Proving that good is not always good enough, Tencent Music Entertainment shares fell 9 percent after the Chinese company released its 2018 earnings, wiping out $2.7 billion in market capitalization of what is arguably the biggest audio music service in the world.
Chalk it up to big expectations and a short track record: Wednesday’s earnings release was its first since debuting on the New York Stock Exchange in December. Greater expectations were clearly baked into the stock price: shares of Tencent Music had risen from a $13 opening price on December 12, 2018 to a high of $19.97 on Tuesday, March 19 (the day before earnings).
The results may have missed some people’s expectations, but they were hardly bad: Annual revenues grew 72.9 percent to $2.76 billion. Net income was $267 million and would have been $488 million if not for a $211 million charge related to equity given to Sony Music Entertainment and Warner Music Group (who were referred to as “strategic investors” in the company’s IPO filing). In addition to the two majors, Tencent Music has also licensed the music of Universal Music Group, Emperor Entertainment Group, and China Recording Group, none of which have been mentioned as equity holders.
Tencent Music was spun off from Chinese tech giant Tencent Holdings in December and debuted on the New York Stock Exchange, albeit much lower than initially expected. The parent company has a unique business model that only partly mirrors what’s become the industry standard. While the company operates a music streaming service with licensed music, its social elements end up generating most of the profits. The company has the four most popular mobile music apps in China. Three services are primarily music services: QQ Music, Kugou Music, and Kuwo Music, while WeSing is an online karaoke service with social features that allow people to interact with friends. Tencent Music claimed WeSing is “one of the largest social networks in China with over 40 billion connections between friends” back in June 2018.
Recent news involving Tencent Music’s grand ambitions served as an interesting backdrop to the earnings release. Apparently, the company is interested in buying the 50 percent of Universal Music Group that parent company Vivendi wants to sell. It has only $2.5 billion of cash on its balance sheet, and half of Universal could fetch as much as $23 billion — but the company’s operations generate cash, and combining content and distribution platform would certainly set the Tencent Music apart from its peers.
The way Tencent Music makes money is unique. At the end of 2018, average revenue per user (ARPU) was $1.28. That’s less than the $1.67 Spotify and other streaming services charge in India and far less than the two other BRIC countries; services cost about $4.50 per month in Brazil and from $2.80 to $3.80 in Russia; in the U.S the standard price is $9.99.
But Tencent has the advantage of playing in the world’s largest market. The company boasts 644 million monthly users of its online music service, about 45 percent of the country’s population and double the United States’ head count. As a point of comparison, at the end of 2018, Spotify had 207 million users and the highest number of paying customers of any audio music service, 96 million.

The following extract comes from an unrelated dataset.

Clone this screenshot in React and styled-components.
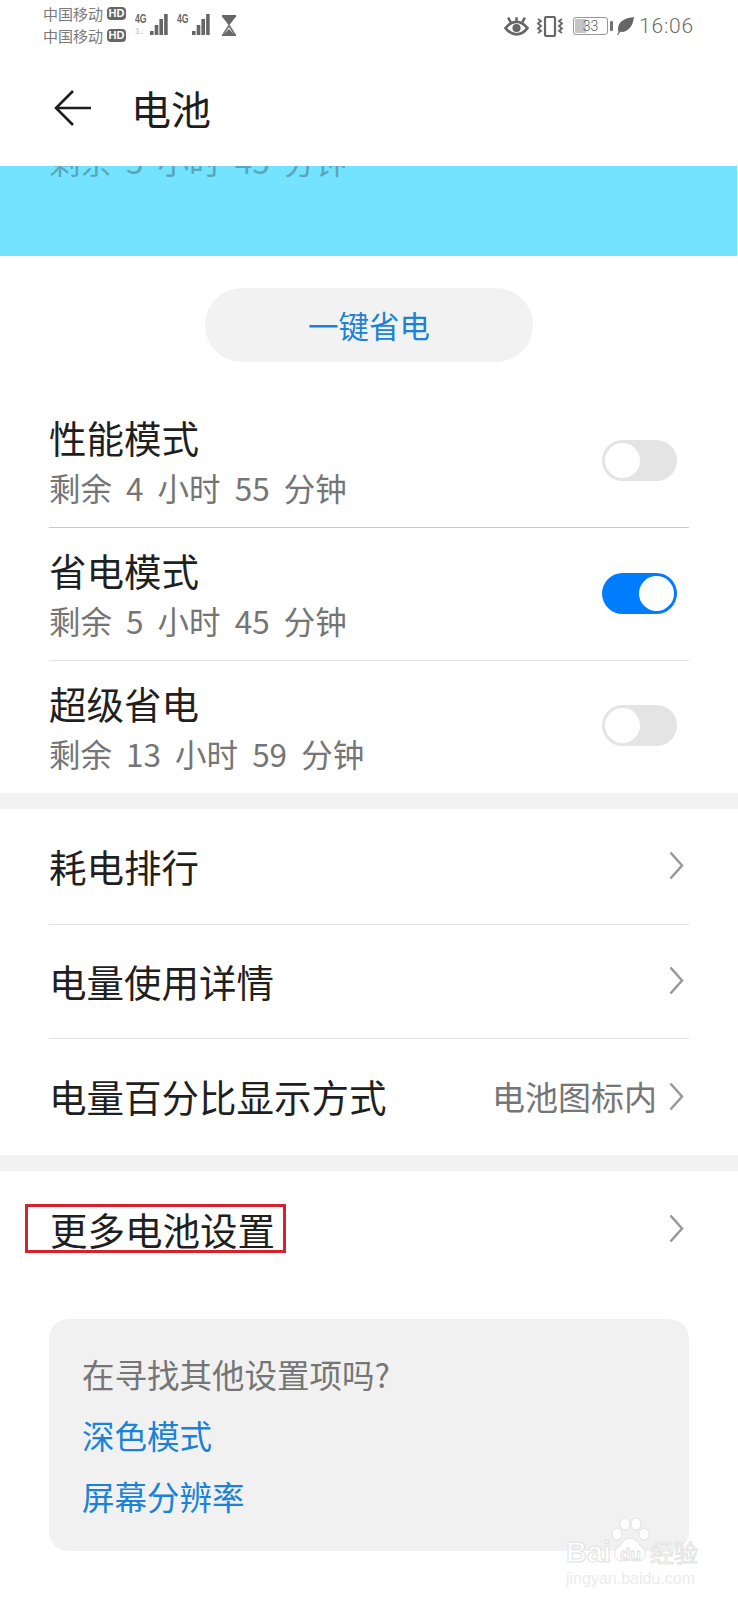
import React from "react";
import styled, { createGlobalStyle } from "styled-components";

const GlobalStyle = createGlobalStyle`
  html, body {
    margin: 0;
    padding: 0;
    background: #ffffff;
  }
  * {
    box-sizing: border-box;
  }
  body {
    font-family: "Noto Sans CJK SC", "Noto Sans", sans-serif;
  }
`;

const Page = styled.div`
  position: relative;
  width: 738px;
  height: 1600px;
  overflow: hidden;
  background: #ffffff;
`;

const StatusBar = styled.div`
  display: flex;
  justify-content: space-between;
  align-items: center;
  height: 50px;
  padding: 0 44px 0 43px;
  color: #707070;
`;

const StatusGroup = styled.div`
  display: flex;
  align-items: center;
  margin-top: ${(p) => p.$top || 0}px;
`;

const CarrierColumn = styled.div`
  display: flex;
  flex-direction: column;
  gap: 5px;
  margin: -2px 9px 0 0;
`;

const CarrierLine = styled.div`
  display: flex;
  align-items: center;
  gap: 4px;
  height: 17px;
  font-size: 15px;
  line-height: 17px;
  color: #7a7a7a;
`;

const HdBadge = styled.span`
  display: inline-flex;
  align-items: center;
  justify-content: center;
  width: 19px;
  height: 13px;
  border-radius: 4px;
  background: #666666;
  color: #ffffff;
  font-family: "Liberation Sans", sans-serif;
  font-size: 11px;
  font-weight: 700;
  line-height: 13px;
`;

const Signal = styled.div`
  position: relative;
  width: ${(p) => p.$width}px;
  height: 22px;
  margin-right: ${(p) => p.$gap}px;
`;

const NetworkLabel = styled.span`
  position: absolute;
  left: 0;
  top: 0;
  font-family: "Liberation Sans", sans-serif;
  font-size: 12px;
  font-weight: 700;
  line-height: 11px;
  color: #666666;
  transform: scaleX(0.72);
  transform-origin: left center;
`;

const SpeedLabel = styled.span`
  position: absolute;
  left: 0;
  bottom: 0;
  font-family: "Liberation Sans", sans-serif;
  font-size: 9px;
  font-weight: 700;
  line-height: 9px;
  color: #cccccc;
`;

const TimeLabel = styled.span`
  margin-left: 5px;
  font-family: Roboto, "Liberation Sans", sans-serif;
  font-size: 21px;
  font-weight: 300;
  letter-spacing: 0.8px;
  color: #6c6c6c;
`;

const Battery = styled.div`
  display: flex;
  align-items: center;
  justify-content: center;
  position: relative;
  width: 35px;
  height: 18px;
  margin: 0 2px 0 9px;
  border: 1px solid #999999;
  border-radius: 3px;
  overflow: hidden;
  font-family: Roboto, "Liberation Sans", sans-serif;
  font-size: 14px;
  font-weight: 300;
  color: #555555;
`;

const BatteryFill = styled.div`
  position: absolute;
  left: 1px;
  top: 1px;
  bottom: 1px;
  width: 33%;
  background: #c4c4c4;
`;

const BatteryText = styled.span`
  position: relative;
`;

const BatteryCap = styled.div`
  width: 3px;
  height: 10px;
  margin-right: 4px;
  border-radius: 1px;
  background: #707070;
`;

const Header = styled.div`
  display: flex;
  align-items: center;
  height: 116px;
  padding-left: 54px;
`;

const BackIcon = styled.svg`
  width: 38px;
  height: 38px;
  margin-right: 39px;
`;

const HeaderTitle = styled.h1`
  margin: 0;
  font-size: 40px;
  font-weight: 400;
  line-height: 50px;
  color: #1e1e1e;
`;

const Hero = styled.div`
  height: 90px;
  margin-right: 1px;
  padding-left: 49px;
  overflow: hidden;
  background: #74e3ff;
`;

const HeroGhost = styled.div`
  margin-top: -26px;
  font-size: 31.500px;
  line-height: 40px;
  word-spacing: 7px;
  color: #5aa5bb;
`;

const ActionWrap = styled.div`
  display: flex;
  justify-content: center;
  padding: 32px 0 33px;
`;

const ActionButton = styled.div`
  display: flex;
  align-items: center;
  justify-content: center;
  width: 328px;
  height: 74px;
  border-radius: 37px;
  background: #f2f2f2;
  color: #1a82d8;
  font-size: 30.500px;
`;

const List = styled.div`
  padding: 0 49px;
`;

const Band = styled.div`
  height: 16px;
  background: #f2f2f2;
`;

const ModeRow = styled.div`
  display: flex;
  align-items: center;
  justify-content: space-between;
  height: ${(p) => p.$height}px;
  padding: 0 12px 2px 0;
  border-bottom: 1px solid ${(p) => p.$line};
`;

const ModeText = styled.div`
  display: flex;
  flex-direction: column;
  gap: 6px;
`;

const Title = styled.div`
  font-size: 37.500px;
  line-height: 48px;
  color: #1f1f1f;
`;

const Sub = styled.div`
  font-size: 31.500px;
  line-height: 40px;
  word-spacing: 7px;
  color: #757575;
`;

const Toggle = styled.div`
  display: flex;
  justify-content: ${(p) => (p.$on ? "flex-end" : "flex-start")};
  width: 75px;
  height: 41px;
  padding: 3px;
  border-radius: 21px;
  background: ${(p) => (p.$on ? "#007dff" : "#e4e4e4")};
`;

const Knob = styled.div`
  width: 35px;
  height: 35px;
  border-radius: 50%;
  background: #ffffff;
`;

const NavRow = styled.div`
  display: flex;
  align-items: center;
  justify-content: space-between;
  height: ${(p) => p.$height}px;
  padding: 0 5px 2px 0;
  border-bottom: ${(p) => (p.$line ? "1px solid #e2e2e2" : "none")};
`;

const NavRight = styled.div`
  display: flex;
  align-items: center;
  gap: 12px;
`;

const NavValue = styled.span`
  font-size: 33px;
  color: #757575;
`;

const Chevron = styled.svg`
  width: 15px;
  height: 29px;
`;

const Highlight = styled.span`
  display: inline-block;
  height: 49px;
  margin-left: -24px;
  padding: 0 8px 0 22px;
  border: 3px solid #d3232e;
  line-height: 43px;
`;

const Card = styled.div`
  display: flex;
  flex-direction: column;
  height: 232px;
  margin: 32px 49px 0;
  padding: 24px 33px 0;
  border-radius: 20px;
  background: #f1f1f1;
`;

const CardLine = styled.div`
  height: 61px;
  font-size: 32.500px;
  line-height: 61px;
  color: ${(p) => p.$color};
`;

const Watermark = styled.div`
  position: absolute;
  left: 566px;
  top: 1518px;
  width: 134px;
  height: 70px;
`;

const WatermarkWord = styled.span`
  position: absolute;
  left: ${(p) => p.$left}px;
  top: ${(p) => p.$top}px;
  font-family: "Liberation Sans", sans-serif;
  font-size: ${(p) => p.$size}px;
  font-weight: 700;
  line-height: 1;
  white-space: nowrap;
  color: rgba(255, 255, 255, 0.9);
  -webkit-text-stroke: 1px #e2e2e2;
`;

const WatermarkCjk = styled(WatermarkWord)`
  font-family: "Noto Sans CJK SC", sans-serif;
  font-weight: 400;
`;

const WatermarkUrl = styled(WatermarkWord)`
  font-weight: 400;
  color: #ececec;
  -webkit-text-stroke: 0;
`;

const WatermarkPaw = styled.svg`
  position: absolute;
  left: 44px;
  top: 0;
  width: 40px;
  height: 48px;
`;

const modes = [
  { title: "性能模式", sub: "剩余 4 小时 55 分钟", on: false, line: "#c9c9c9", height: 133 },
  { title: "省电模式", sub: "剩余 5 小时 45 分钟", on: true, line: "#e4e4e4", height: 133 },
  { title: "超级省电", sub: "剩余 13 小时 59 分钟", on: false, line: "transparent", height: 132 },
];

function Bars() {
  const bars = [
    [0, 17, 4],
    [4.700, 11, 10],
    [9.400, 5, 16],
    [14.100, 0, 21],
  ];
  return (
    <svg width="18" height="22" viewBox="0 0 18 22" style={{ position: "absolute", right: 0, top: 0 }}>
      {bars.map(([x, y, h]) => (
        <rect key={x} x={x} y={y} width="3.600" height={h} fill="#666666" />
      ))}
    </svg>
  );
}

function Hourglass() {
  return (
    <svg width="16" height="21" viewBox="0 0 16 21">
      <path d="M1 1h14M1 20h14" stroke="#666" strokeWidth="2" />
      <path d="M1 1.500h14L8 10.500z" fill="#666" />
      <path d="M8 10.500l-5.500 8.500h11z" fill="none" stroke="#777" strokeWidth="1.800" />
      <path d="M8 14l-5 5.500h10z" fill="#666" />
    </svg>
  );
}

function EyeIcon() {
  return (
    <svg width="25" height="19" viewBox="0 0 24 18" style={{ marginRight: 7 }}>
      <path d="M1.500 10.500C5 6 8.500 4.500 12 4.500s7 1.500 10.500 6c-3.500 4.500-7 6-10.500 6s-7-1.500-10.500-6z" fill="none" stroke="#666" strokeWidth="2.600" />
      <circle cx="12" cy="10.500" r="3.900" fill="#666" />
      <path d="M4 .5l2.500 4.500M12 0v4.500M20 .5l-2.500 4.500" stroke="#666" strokeWidth="2.400" />
    </svg>
  );
}

function VibrateIcon() {
  return (
    <svg width="28" height="21" viewBox="0 0 28 21">
      <rect x="9" y="1" width="10" height="19" rx="1.500" fill="none" stroke="#666" strokeWidth="2.200" />
      <path d="M2 3l3 2-3 2.500 3 2.500-3 2.500 3 2.500-3 2M26 3l-3 2 3 2.500-3 2.500 3 2.500-3 2.500 3 2" fill="none" stroke="#666" strokeWidth="1.800" />
    </svg>
  );
}

function LeafIcon() {
  return (
    <svg width="17" height="18" viewBox="0 0 16 17">
      <path d="M16 0C9 1 2 3 1 10c-.3 2 0 3 .5 4L0 17l1 0 2-3c6 1 12-4 13-14z" fill="#666" />
    </svg>
  );
}

function ChevronIcon() {
  return (
    <Chevron viewBox="0 0 15 29">
      <path d="M1.500 1.500L13 14.500 1.500 27.500" fill="none" stroke="#9a9a9a" strokeWidth="2.600" />
    </Chevron>
  );
}

function App() {
  return (
    <Page>
      <GlobalStyle />
      <StatusBar>
        <StatusGroup>
          <CarrierColumn>
            <CarrierLine>中国移动<HdBadge>HD</HdBadge></CarrierLine>
            <CarrierLine>中国移动<HdBadge>HD</HdBadge></CarrierLine>
          </CarrierColumn>
          <Signal $width={33} $gap={9}>
            <NetworkLabel>4G</NetworkLabel>
            <SpeedLabel>1↓</SpeedLabel>
            <Bars />
          </Signal>
          <Signal $width={33} $gap={11}>
            <NetworkLabel>4G</NetworkLabel>
            <Bars />
          </Signal>
          <Hourglass />
        </StatusGroup>
        <StatusGroup $top={2}>
          <EyeIcon />
          <VibrateIcon />
          <Battery>
            <BatteryFill />
            <BatteryText>33</BatteryText>
          </Battery>
          <BatteryCap />
          <LeafIcon />
          <TimeLabel>16:06</TimeLabel>
        </StatusGroup>
      </StatusBar>

      <Header>
        <BackIcon viewBox="0 0 38 38">
          <path d="M37 19H2M19 2L2 19l17 17" fill="none" stroke="#1e1e1e" strokeWidth="2.600" />
        </BackIcon>
        <HeaderTitle>电池</HeaderTitle>
      </Header>

      <Hero>
        <HeroGhost>剩余 5 小时 45 分钟</HeroGhost>
      </Hero>

      <ActionWrap>
        <ActionButton>一键省电</ActionButton>
      </ActionWrap>

      <List>
        {modes.map((m) => (
          <ModeRow key={m.title} $line={m.line} $height={m.height}>
            <ModeText>
              <Title>{m.title}</Title>
              <Sub>{m.sub}</Sub>
            </ModeText>
            <Toggle $on={m.on}>
              <Knob />
            </Toggle>
          </ModeRow>
        ))}
      </List>

      <Band />

      <List>
        <NavRow $height={116} $line>
          <Title>耗电排行</Title>
          <ChevronIcon />
        </NavRow>
        <NavRow $height={114} $line>
          <Title>电量使用详情</Title>
          <ChevronIcon />
        </NavRow>
        <NavRow $height={116}>
          <Title>电量百分比显示方式</Title>
          <NavRight>
            <NavValue>电池图标内</NavValue>
            <ChevronIcon />
          </NavRight>
        </NavRow>
      </List>

      <Band />

      <List>
        <NavRow $height={116}>
          <Title>
            <Highlight>更多电池设置</Highlight>
          </Title>
          <ChevronIcon />
        </NavRow>
      </List>

      <Card>
        <CardLine $color="#757575">在寻找其他设置项吗?</CardLine>
        <CardLine $color="#1a82d8">深色模式</CardLine>
        <CardLine $color="#1a82d8">屏幕分辨率</CardLine>
      </Card>

      <Watermark>
        <WatermarkPaw viewBox="0 0 40 48">
          <g fill="rgba(255,255,255,0.9)" stroke="#e2e2e2" strokeWidth="1">
            <ellipse cx="7" cy="16" rx="5" ry="6" />
            <ellipse cx="15" cy="6" rx="5" ry="6" />
            <ellipse cx="26" cy="6" rx="5" ry="6" />
            <ellipse cx="34" cy="16" rx="5" ry="6" />
            <path d="M20 20c6 0 8 6 13 10 5 5 2 14-6 13-3 0-5-1-7-1s-4 1-7 1c-8 1-11-8-6-13 5-4 7-10 13-10z" />
          </g>
        </WatermarkPaw>
        <WatermarkWord $left={0} $top={20} $size={29}>Bai</WatermarkWord>
        <WatermarkWord $left={54} $top={28} $size={17}>du</WatermarkWord>
        <WatermarkCjk $left={84} $top={22} $size={24}>经验</WatermarkCjk>
        <WatermarkUrl $left={0} $top={53} $size={16}>jingyan.baidu.com</WatermarkUrl>
      </Watermark>
    </Page>
  );
}

export default App;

More impressive is Tencent Music’s ARPU from its social services of $18.93. Of the 228 million Tencent users who engage with social features, 10.2 million paid an average of $18.93, a staggering figure given China’s per-capita GDP of $16,624 ranks 78th out of 186 countries tracked by the International Monetary Fund. Put another way, $18.93 in China is like $68 in the United States—about the same as many home broadband or monthly cellular costs.
Tencent investors and observers might do well to recognize the one immutable law of digital music: High content costs create an inherent risk that should always be figured into the stock price. Things usually get worse before they can have a shot at getting better.
Fortunately for Tencent Music, social elements are its main breadwinner and can support the less-profitable music service.